▸ PROBLEM DETAILS: All of the data should be repeated exactly; pictures are not part of the copy.
** begin RECORDED DATA **
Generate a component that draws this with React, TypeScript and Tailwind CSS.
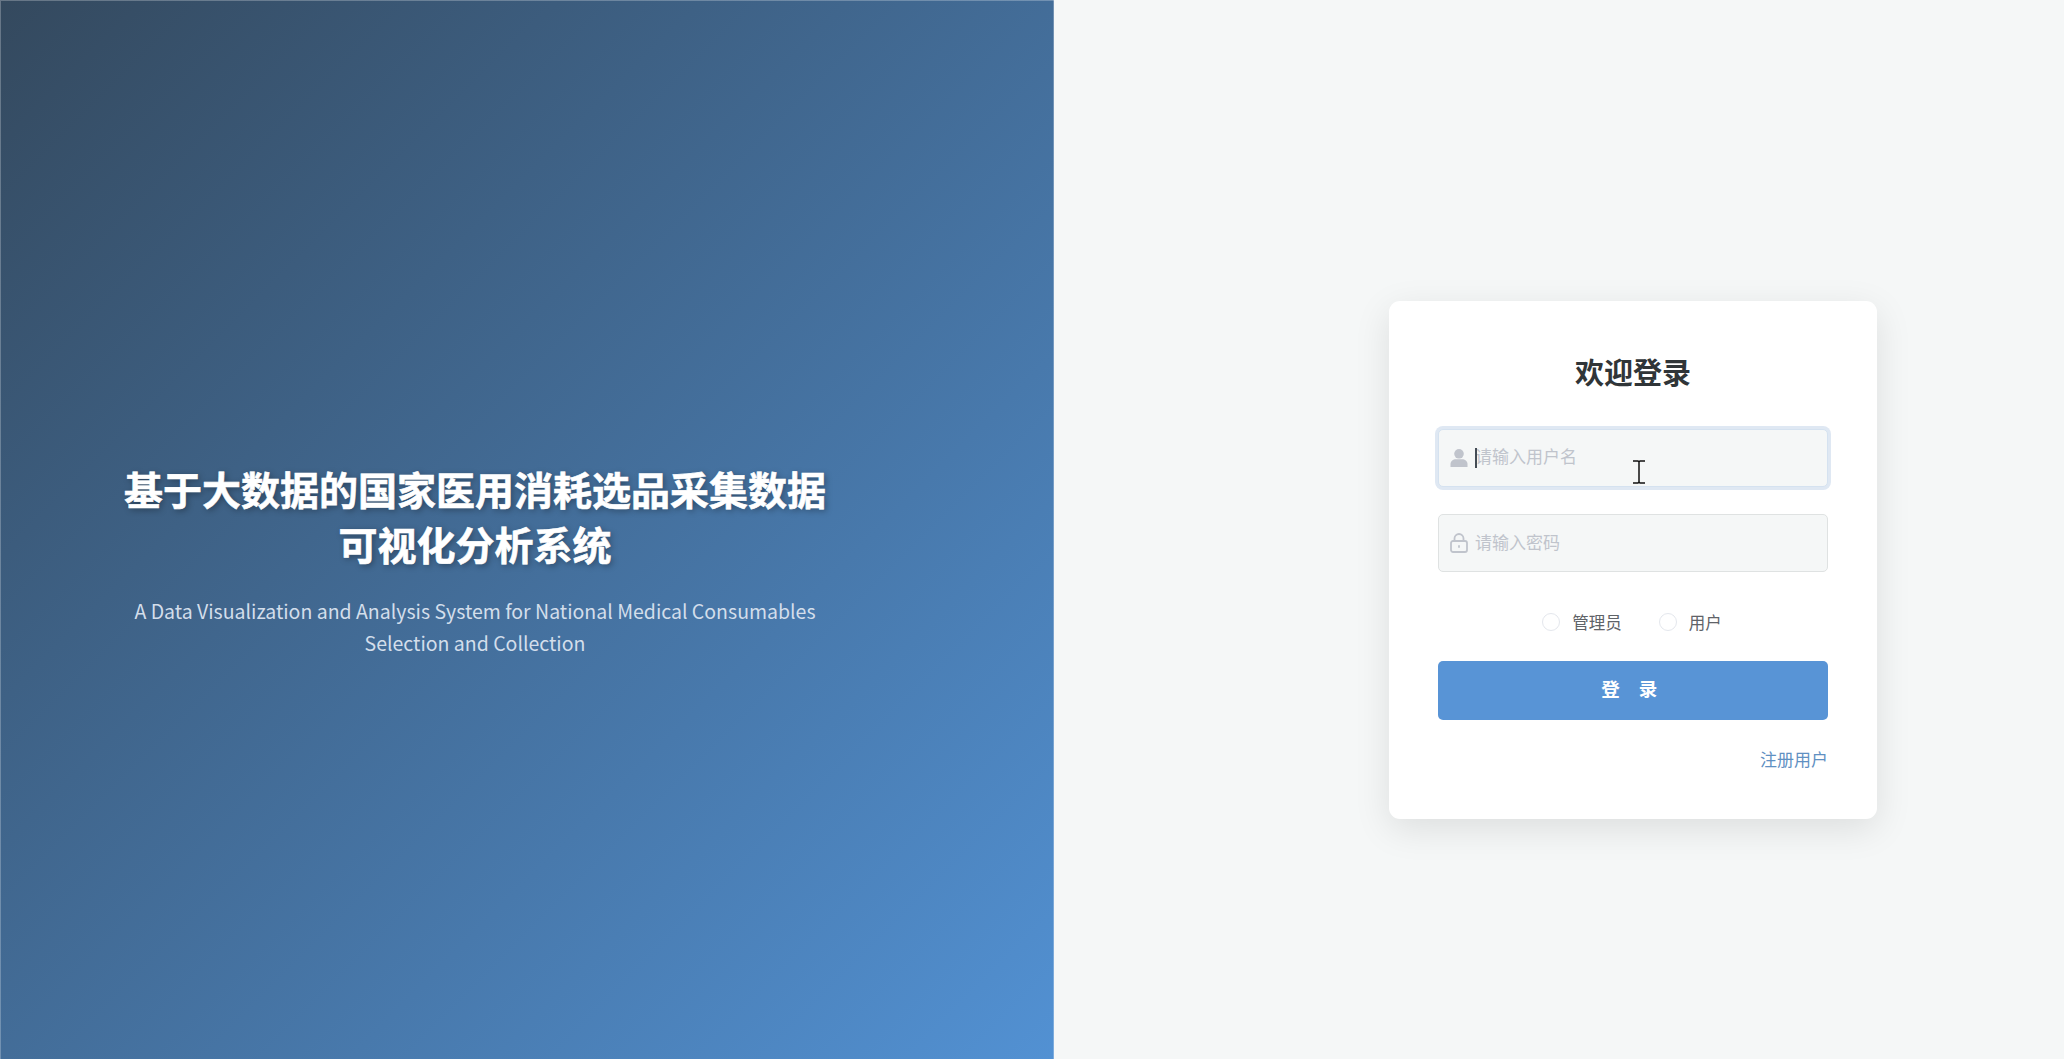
import React from 'react';

const fontCjk = "font-['Noto_Sans_CJK_SC','Noto_Sans',sans-serif]";

const UserIcon = () => (
  <svg viewBox="0 0 18 18" className="w-[18px] h-[18px]" fill="#c0c4cc">
    <circle cx="9" cy="4.800" r="4.800" />
    <path d="M0.500 18v-3c0-3 2.800-4.800 5.200-4.800h6.600c2.400 0 5.200 1.800 5.200 4.800v3z" />
  </svg>
);

const LockIcon = () => (
  <svg viewBox="0 0 18 20" className="w-[18px] h-[20px]" fill="none" stroke="#c0c4cc" strokeWidth="1.800">
    <rect x="1" y="8" width="16" height="11" rx="2" />
    <path d="M4.500 8V5.500a4.500 4.500 0 0 1 9 0V8" />
    <path d="M9 12.200v2.600" />
  </svg>
);

const TextCursor = () => (
  <svg viewBox="0 0 14 24" className="absolute left-[194px] top-[31px] w-[14px] h-[24px]" fill="none" stroke="#111" strokeWidth="1.500">
    <path d="M1 1h5l1 1 1-1h5M7 2v20M1 23h5l1-1 1 1h5" />
  </svg>
);

const App: React.FC = () => {
  return (
    <div className={`flex h-[1059px] w-full overflow-hidden ${fontCjk}`}>
      <div className="w-[1054px] shrink-0 flex flex-col items-center justify-center pt-[60px] pr-[104px] text-center bg-[linear-gradient(135deg,#34495e,#5291d3)] shadow-[inset_1px_1px_0_rgba(255,255,255,0.25),inset_-1px_0_0_rgba(255,255,255,0.25)]">
        <h1 className="w-[760px] text-[39px] leading-[55px] font-bold text-white [-webkit-text-stroke:0.6px_white] [text-shadow:2px_2px_6px_rgba(0,0,0,0.35)]">
          基于大数据的国家医用消耗选品采集数据
          <br />
          可视化分析系统
        </h1>
        <p className="mt-[24px] w-[760px] text-[19.500px] leading-[32px] text-[#d3deeb]">
          A Data Visualization and Analysis System for National Medical Consumables
          <br />
          Selection and Collection
        </p>
      </div>

      <div className="flex-1 flex items-center justify-end pt-[61px] pr-[187px] bg-[#f5f7f7]">
        <div className="w-[488px] rounded-[11px] bg-white px-[49px] pt-[50px] pb-[47px] shadow-[0_10px_36px_rgba(0,0,0,0.1)]">
          <h2 className="text-center text-[29px] leading-[40px] font-bold text-[#303538]">欢迎登录</h2>

          <div className="relative mt-[38px]">
            <div className="absolute left-[12px] top-[20px]">
              <UserIcon />
            </div>
            <input
              placeholder="请输入用户名"
              className="w-full h-[58px] rounded-[5px] border border-[#d5e2f0] bg-[#f5f7f7] pl-[36px] pr-3 pb-[5px] text-[17px] outline-none ring-[3px] ring-[#dfe8f3] placeholder:text-[#c0c4cc]"
            />
            <span className="absolute left-[37px] top-[19px] w-[2px] h-[20px] bg-[#444c55]" />
            <TextCursor />
          </div>

          <div className="relative mt-[27px]">
            <div className="absolute left-[12px] top-[19px]">
              <LockIcon />
            </div>
            <input
              placeholder="请输入密码"
              className="w-full h-[58px] rounded-[5px] border border-[#dfe2e2] bg-[#f5f7f7] pl-[36px] pr-3 pb-[4px] text-[17px] outline-none placeholder:text-[#c0c4cc]"
            />
          </div>

          <div className="mt-[38px] flex items-center justify-center gap-[37px] pr-[2px] text-[16.500px] leading-[24px] text-[#5f6368]">
            <label className="flex items-center gap-[12px]">
              <span className="w-[18px] h-[18px] rounded-full border border-[#e4e7ed] bg-white" />
              管理员
            </label>
            <label className="flex items-center gap-[12px]">
              <span className="w-[18px] h-[18px] rounded-full border border-[#e4e7ed] bg-white" />
              用户
            </label>
          </div>

          <button className="mt-[27px] block w-full h-[59px] rounded-[5px] bg-[#5894d6] pb-[3px] text-[18.500px] font-bold tracking-[7.500px] text-white">
            登 录
          </button>

          <div className="mt-[27px] pb-[1px] text-right text-[17px] leading-[24px] text-[#5f90c2]">注册用户</div>
        </div>
      </div>
    </div>
  );
};

export default App;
** end RECORDED DATA **
▸ FINISHED ANSWER:
Generate a component that draws this with React, TypeScript and Tailwind CSS.
import React from 'react';

const fontCjk = "font-['Noto_Sans_CJK_SC','Noto_Sans',sans-serif]";

const UserIcon = () => (
  <svg viewBox="0 0 18 18" className="w-[18px] h-[18px]" fill="#c0c4cc">
    <circle cx="9" cy="4.800" r="4.800" />
    <path d="M0.500 18v-3c0-3 2.800-4.800 5.200-4.800h6.600c2.400 0 5.200 1.800 5.200 4.800v3z" />
  </svg>
);

const LockIcon = () => (
  <svg viewBox="0 0 18 20" className="w-[18px] h-[20px]" fill="none" stroke="#c0c4cc" strokeWidth="1.800">
    <rect x="1" y="8" width="16" height="11" rx="2" />
    <path d="M4.500 8V5.500a4.500 4.500 0 0 1 9 0V8" />
    <path d="M9 12.200v2.600" />
  </svg>
);

const TextCursor = () => (
  <svg viewBox="0 0 14 24" className="absolute left-[194px] top-[31px] w-[14px] h-[24px]" fill="none" stroke="#111" strokeWidth="1.500">
    <path d="M1 1h5l1 1 1-1h5M7 2v20M1 23h5l1-1 1 1h5" />
  </svg>
);

const App: React.FC = () => {
  return (
    <div className={`flex h-[1059px] w-full overflow-hidden ${fontCjk}`}>
      <div className="w-[1054px] shrink-0 flex flex-col items-center justify-center pt-[60px] pr-[104px] text-center bg-[linear-gradient(135deg,#34495e,#5291d3)] shadow-[inset_1px_1px_0_rgba(255,255,255,0.25),inset_-1px_0_0_rgba(255,255,255,0.25)]">
        <h1 className="w-[760px] text-[39px] leading-[55px] font-bold text-white [-webkit-text-stroke:0.6px_white] [text-shadow:2px_2px_6px_rgba(0,0,0,0.35)]">
          基于大数据的国家医用消耗选品采集数据
          <br />
          可视化分析系统
        </h1>
        <p className="mt-[24px] w-[760px] text-[19.500px] leading-[32px] text-[#d3deeb]">
          A Data Visualization and Analysis System for National Medical Consumables
          <br />
          Selection and Collection
        </p>
      </div>

      <div className="flex-1 flex items-center justify-end pt-[61px] pr-[187px] bg-[#f5f7f7]">
        <div className="w-[488px] rounded-[11px] bg-white px-[49px] pt-[50px] pb-[47px] shadow-[0_10px_36px_rgba(0,0,0,0.1)]">
          <h2 className="text-center text-[29px] leading-[40px] font-bold text-[#303538]">欢迎登录</h2>

          <div className="relative mt-[38px]">
            <div className="absolute left-[12px] top-[20px]">
              <UserIcon />
            </div>
            <input
              placeholder="请输入用户名"
              className="w-full h-[58px] rounded-[5px] border border-[#d5e2f0] bg-[#f5f7f7] pl-[36px] pr-3 pb-[5px] text-[17px] outline-none ring-[3px] ring-[#dfe8f3] placeholder:text-[#c0c4cc]"
            />
            <span className="absolute left-[37px] top-[19px] w-[2px] h-[20px] bg-[#444c55]" />
            <TextCursor />
          </div>

          <div className="relative mt-[27px]">
            <div className="absolute left-[12px] top-[19px]">
              <LockIcon />
            </div>
            <input
              placeholder="请输入密码"
              className="w-full h-[58px] rounded-[5px] border border-[#dfe2e2] bg-[#f5f7f7] pl-[36px] pr-3 pb-[4px] text-[17px] outline-none placeholder:text-[#c0c4cc]"
            />
          </div>

          <div className="mt-[38px] flex items-center justify-center gap-[37px] pr-[2px] text-[16.500px] leading-[24px] text-[#5f6368]">
            <label className="flex items-center gap-[12px]">
              <span className="w-[18px] h-[18px] rounded-full border border-[#e4e7ed] bg-white" />
              管理员
            </label>
            <label className="flex items-center gap-[12px]">
              <span className="w-[18px] h-[18px] rounded-full border border-[#e4e7ed] bg-white" />
              用户
            </label>
          </div>

          <button className="mt-[27px] block w-full h-[59px] rounded-[5px] bg-[#5894d6] pb-[3px] text-[18.500px] font-bold tracking-[7.500px] text-white">
            登 录
          </button>

          <div className="mt-[27px] pb-[1px] text-right text-[17px] leading-[24px] text-[#5f90c2]">注册用户</div>
        </div>
      </div>
    </div>
  );
};

export default App;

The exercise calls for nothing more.